Vayikra tells us how our ancestors had to do to atone for their faults, thank, ask, or simply praise the Creator. Nothing further from us.


But our Torah allows us to go a little further than the story, as it always does.

It is said that in times when the Temple of Jerusalem was standing, every person who had transgressed involuntarily had to offer an animal, an atonement sacrifice that received the name of chatat. The truth is that while the common people had to bring a sheep as an offering, the Torah tells us: "If the anointed priest sins for the fault of the people, he will offer for his sin that he sinned, a bullock without defect to the Eternal, as expiation."


There is a clear difference in what a "common man" should offer as opposed to what a priest should offer in case he made a mistake.

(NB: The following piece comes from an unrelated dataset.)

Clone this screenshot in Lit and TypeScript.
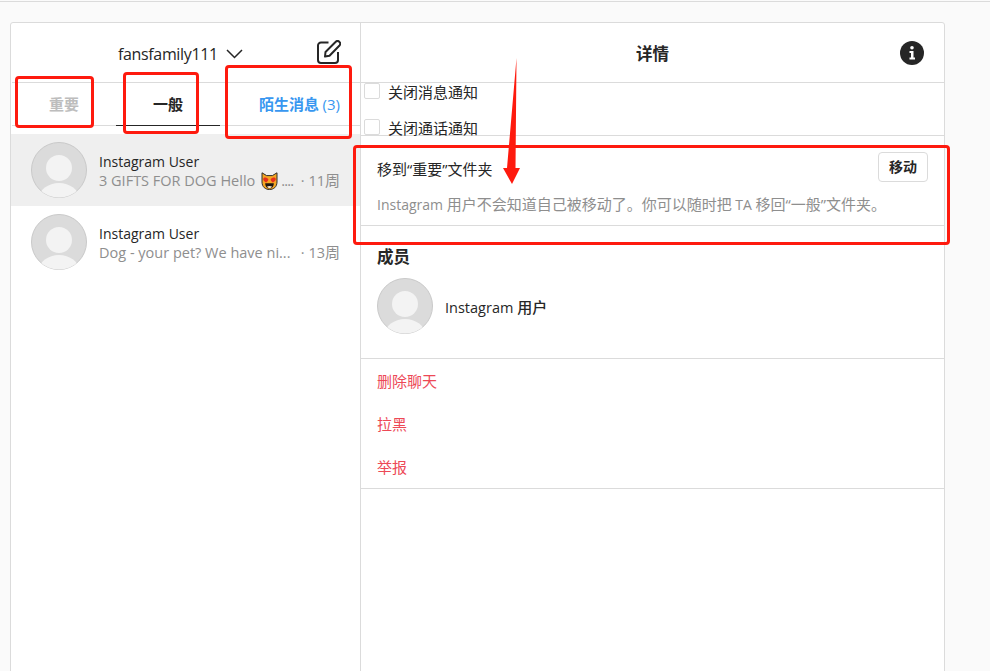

What is this? Aren't we all human beings? Is it not that we have the same rights and obligations before God? Why is the mistake of a priest more important than that of any other?


It's not really about the person. It's not even about the task you perform. Can we affirm that Avodat Kodesh (the consecrated work carried out by a Cohen) can be considered more important than that of a carpenter...? Maybe for us, but not for the Torah.


What really motivates a greater offering by the Cohen here has to do with his position. When any of us is in a place of greater exposure, the responsibility grows. There is what we call Maarit Ain. It would come to be something like

"what is shown to the eye," in a literal translation. But it really is a term that refers to what we show to others, and specifically regarding our actions.


It means that we are always watched, but not by a Big Brother. It doesn't even refer to the all-seeing God. It simply refers to the eye of our neighbor who is looking. The eye of a son, that of a father, that of a subordinate, that of the students, the eye of a Community.


This eye makes us take responsibility for our actions. Responsible when we make mistakes to which our human condition will surely expose us.


And that act of taking responsibility is not done privately. The Cohen's sacrifice had to be more important than that of the rest of the people, and it had to be public precisely because he was a publicly exposed person.


And even if his mistake, voluntary or not, or had been seen by no one, that permanent exhibition cast doubt on the fact that perhaps someone had seen it and told no one, and that single witness deserves a show of responsibility from the Cohen.


Interesting. Repentance, expiation is made public... but not the error. The Priest is not mocked for having made a mistake.


We recognize, even in the greatest, in those who are more exposed than others to public opinion and criticism, that errors are possible.


We take care of his investiture, even with an error, if he shows a real repentance and willingness to amend it. Then there is a sacrifice of repentance and atonement in front of all the people, even if they don't know exactly why.

Vayikra may sound far away, but it is not. It's just opening our eyes, looking around us, and understanding that the characters change.


Names change. The attitudes and the taking of personal responsibility should be the same.


Shabbat Shalom v'Chodesh Tov, have a good new month.